• PROVIDED MATERIAL:
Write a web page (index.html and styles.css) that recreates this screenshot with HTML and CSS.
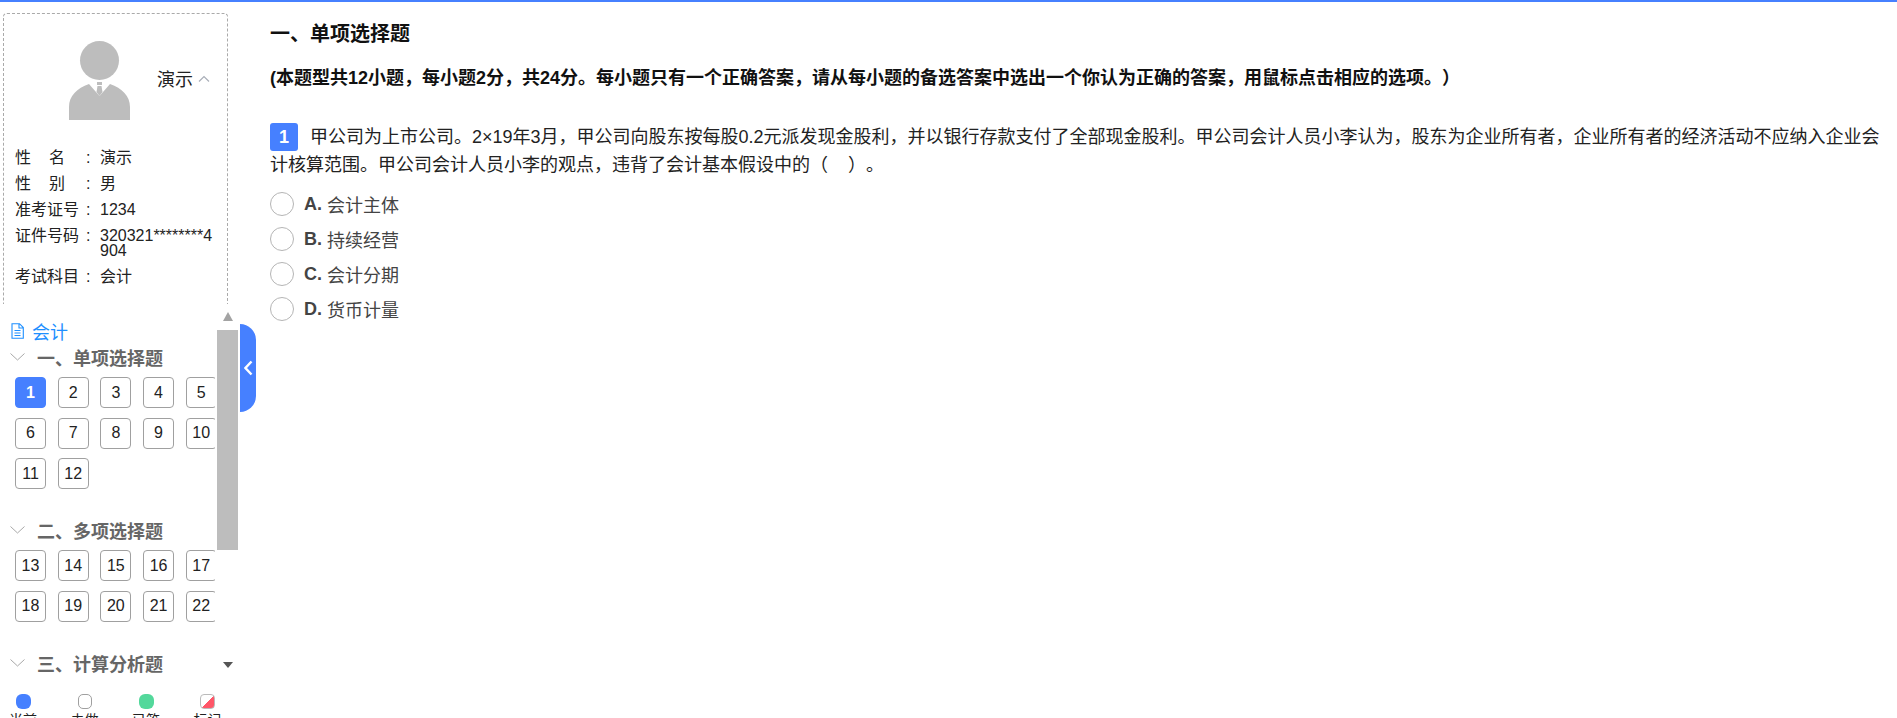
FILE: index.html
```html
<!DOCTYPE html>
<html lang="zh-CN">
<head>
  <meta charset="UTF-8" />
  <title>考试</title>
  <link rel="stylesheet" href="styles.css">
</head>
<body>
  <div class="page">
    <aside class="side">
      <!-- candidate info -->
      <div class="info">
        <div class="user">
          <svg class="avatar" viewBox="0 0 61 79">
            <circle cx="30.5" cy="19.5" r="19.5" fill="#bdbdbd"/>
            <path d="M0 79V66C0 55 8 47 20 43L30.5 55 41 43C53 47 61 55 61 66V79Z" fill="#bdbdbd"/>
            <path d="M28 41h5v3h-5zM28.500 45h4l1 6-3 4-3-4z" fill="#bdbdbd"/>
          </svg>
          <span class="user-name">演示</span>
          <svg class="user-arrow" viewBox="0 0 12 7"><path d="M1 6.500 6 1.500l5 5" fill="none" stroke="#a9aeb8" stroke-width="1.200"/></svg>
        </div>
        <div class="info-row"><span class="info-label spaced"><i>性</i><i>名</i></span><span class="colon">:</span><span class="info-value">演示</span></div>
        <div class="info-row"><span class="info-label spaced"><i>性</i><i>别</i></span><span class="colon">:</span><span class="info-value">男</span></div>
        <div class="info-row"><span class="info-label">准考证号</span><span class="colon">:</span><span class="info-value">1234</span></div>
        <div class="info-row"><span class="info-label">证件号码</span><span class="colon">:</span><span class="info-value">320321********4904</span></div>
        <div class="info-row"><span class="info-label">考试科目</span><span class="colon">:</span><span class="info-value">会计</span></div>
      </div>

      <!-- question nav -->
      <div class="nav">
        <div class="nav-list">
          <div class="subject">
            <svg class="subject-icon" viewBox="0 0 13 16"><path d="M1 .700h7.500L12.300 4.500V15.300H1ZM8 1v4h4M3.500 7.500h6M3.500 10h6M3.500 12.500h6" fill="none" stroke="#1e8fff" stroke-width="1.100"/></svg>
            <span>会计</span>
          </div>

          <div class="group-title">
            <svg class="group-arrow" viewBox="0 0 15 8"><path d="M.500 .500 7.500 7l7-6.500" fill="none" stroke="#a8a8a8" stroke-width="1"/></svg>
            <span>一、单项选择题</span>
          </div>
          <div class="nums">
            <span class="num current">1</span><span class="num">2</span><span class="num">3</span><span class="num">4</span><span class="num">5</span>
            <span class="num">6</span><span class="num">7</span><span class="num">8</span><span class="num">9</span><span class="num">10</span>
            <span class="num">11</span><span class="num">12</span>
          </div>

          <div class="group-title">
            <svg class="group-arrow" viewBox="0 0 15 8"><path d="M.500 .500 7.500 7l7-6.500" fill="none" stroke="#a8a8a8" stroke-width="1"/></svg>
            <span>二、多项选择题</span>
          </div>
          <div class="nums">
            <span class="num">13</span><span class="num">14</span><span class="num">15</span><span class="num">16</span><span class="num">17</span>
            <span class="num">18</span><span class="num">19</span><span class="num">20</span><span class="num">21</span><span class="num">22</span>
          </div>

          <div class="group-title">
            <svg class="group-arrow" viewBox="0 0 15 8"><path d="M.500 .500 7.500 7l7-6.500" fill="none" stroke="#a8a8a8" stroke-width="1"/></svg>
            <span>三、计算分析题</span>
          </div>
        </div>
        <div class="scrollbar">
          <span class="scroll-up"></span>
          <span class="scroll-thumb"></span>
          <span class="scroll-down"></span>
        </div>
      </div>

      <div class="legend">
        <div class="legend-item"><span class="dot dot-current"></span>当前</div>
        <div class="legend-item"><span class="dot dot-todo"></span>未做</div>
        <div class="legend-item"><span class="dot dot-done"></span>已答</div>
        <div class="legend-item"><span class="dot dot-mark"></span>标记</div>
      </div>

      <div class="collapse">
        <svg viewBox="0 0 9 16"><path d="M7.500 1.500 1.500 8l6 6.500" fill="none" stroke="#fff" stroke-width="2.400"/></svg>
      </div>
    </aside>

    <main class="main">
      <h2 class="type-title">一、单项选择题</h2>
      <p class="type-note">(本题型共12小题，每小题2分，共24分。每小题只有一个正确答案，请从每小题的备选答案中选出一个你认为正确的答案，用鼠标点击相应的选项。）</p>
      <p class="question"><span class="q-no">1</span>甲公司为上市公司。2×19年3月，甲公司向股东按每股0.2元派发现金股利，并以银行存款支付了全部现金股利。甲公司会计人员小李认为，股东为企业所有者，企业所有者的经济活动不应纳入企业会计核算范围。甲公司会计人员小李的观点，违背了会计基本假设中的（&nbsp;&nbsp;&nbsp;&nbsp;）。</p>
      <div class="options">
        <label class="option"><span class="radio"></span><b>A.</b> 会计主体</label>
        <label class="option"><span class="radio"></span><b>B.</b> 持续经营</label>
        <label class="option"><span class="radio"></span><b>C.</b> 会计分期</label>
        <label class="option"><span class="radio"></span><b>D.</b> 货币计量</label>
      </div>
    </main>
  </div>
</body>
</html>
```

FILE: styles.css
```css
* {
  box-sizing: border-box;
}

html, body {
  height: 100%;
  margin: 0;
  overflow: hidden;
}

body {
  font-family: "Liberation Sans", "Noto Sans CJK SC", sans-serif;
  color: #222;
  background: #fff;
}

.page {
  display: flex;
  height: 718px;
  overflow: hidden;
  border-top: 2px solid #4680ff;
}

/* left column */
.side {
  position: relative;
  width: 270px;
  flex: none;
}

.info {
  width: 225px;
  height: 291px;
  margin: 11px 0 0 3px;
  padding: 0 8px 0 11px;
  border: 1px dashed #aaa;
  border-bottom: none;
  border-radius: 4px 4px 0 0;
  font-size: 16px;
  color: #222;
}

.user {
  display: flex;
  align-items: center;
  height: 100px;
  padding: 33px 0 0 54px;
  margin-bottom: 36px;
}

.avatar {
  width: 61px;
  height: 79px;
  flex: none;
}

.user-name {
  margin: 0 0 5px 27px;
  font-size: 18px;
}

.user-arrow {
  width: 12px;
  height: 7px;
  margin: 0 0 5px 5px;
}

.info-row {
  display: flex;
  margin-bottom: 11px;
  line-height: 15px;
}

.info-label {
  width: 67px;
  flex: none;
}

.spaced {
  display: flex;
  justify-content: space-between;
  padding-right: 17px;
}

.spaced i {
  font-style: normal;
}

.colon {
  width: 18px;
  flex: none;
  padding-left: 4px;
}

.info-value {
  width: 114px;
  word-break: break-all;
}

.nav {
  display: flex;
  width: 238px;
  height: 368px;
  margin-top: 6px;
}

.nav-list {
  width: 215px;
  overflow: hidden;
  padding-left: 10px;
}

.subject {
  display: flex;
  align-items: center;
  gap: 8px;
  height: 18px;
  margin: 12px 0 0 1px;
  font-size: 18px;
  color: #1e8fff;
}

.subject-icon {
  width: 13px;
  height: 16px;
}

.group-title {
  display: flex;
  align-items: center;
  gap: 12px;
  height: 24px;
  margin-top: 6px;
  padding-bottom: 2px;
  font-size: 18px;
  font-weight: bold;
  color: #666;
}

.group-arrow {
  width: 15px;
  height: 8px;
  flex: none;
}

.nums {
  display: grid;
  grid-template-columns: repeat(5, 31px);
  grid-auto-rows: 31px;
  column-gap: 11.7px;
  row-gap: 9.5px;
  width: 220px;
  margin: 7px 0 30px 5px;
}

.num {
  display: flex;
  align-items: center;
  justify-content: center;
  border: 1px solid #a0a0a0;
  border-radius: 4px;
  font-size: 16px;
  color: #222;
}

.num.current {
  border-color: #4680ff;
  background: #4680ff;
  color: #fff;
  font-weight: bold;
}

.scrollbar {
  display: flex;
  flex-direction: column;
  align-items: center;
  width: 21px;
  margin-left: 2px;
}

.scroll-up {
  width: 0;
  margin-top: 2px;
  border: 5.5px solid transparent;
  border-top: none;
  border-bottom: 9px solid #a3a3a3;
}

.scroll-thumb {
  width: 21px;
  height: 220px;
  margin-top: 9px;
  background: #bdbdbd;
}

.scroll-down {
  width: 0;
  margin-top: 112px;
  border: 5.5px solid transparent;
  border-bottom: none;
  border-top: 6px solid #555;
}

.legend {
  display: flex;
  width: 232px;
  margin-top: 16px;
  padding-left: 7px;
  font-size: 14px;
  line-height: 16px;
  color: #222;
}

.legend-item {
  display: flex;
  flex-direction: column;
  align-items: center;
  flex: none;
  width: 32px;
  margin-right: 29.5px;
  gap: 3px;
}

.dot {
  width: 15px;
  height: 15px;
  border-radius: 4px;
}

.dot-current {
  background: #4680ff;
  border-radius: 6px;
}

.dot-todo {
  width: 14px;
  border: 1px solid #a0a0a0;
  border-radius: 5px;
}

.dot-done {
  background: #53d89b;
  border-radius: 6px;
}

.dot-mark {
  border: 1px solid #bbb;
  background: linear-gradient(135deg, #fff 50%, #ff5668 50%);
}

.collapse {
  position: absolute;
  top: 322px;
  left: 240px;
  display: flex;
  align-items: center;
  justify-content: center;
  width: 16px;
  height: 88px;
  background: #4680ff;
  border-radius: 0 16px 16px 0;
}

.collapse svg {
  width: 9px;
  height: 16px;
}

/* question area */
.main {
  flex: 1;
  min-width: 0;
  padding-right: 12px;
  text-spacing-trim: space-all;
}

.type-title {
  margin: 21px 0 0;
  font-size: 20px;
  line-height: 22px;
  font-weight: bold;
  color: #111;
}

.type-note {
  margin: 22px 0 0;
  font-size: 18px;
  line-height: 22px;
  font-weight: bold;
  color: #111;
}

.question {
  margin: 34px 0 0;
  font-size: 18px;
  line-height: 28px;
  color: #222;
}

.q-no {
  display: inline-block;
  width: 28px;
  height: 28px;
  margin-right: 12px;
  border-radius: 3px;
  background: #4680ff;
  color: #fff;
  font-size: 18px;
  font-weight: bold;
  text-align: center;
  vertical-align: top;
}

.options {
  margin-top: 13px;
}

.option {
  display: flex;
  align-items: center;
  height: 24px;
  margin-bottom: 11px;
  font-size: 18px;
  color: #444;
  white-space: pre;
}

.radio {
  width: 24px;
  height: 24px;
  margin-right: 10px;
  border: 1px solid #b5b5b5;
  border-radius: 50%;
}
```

• TO BE DONE: Check every line in the material above for the string "index", then give only the number of lines that have it.

• WRITTEN SOLUTION: 2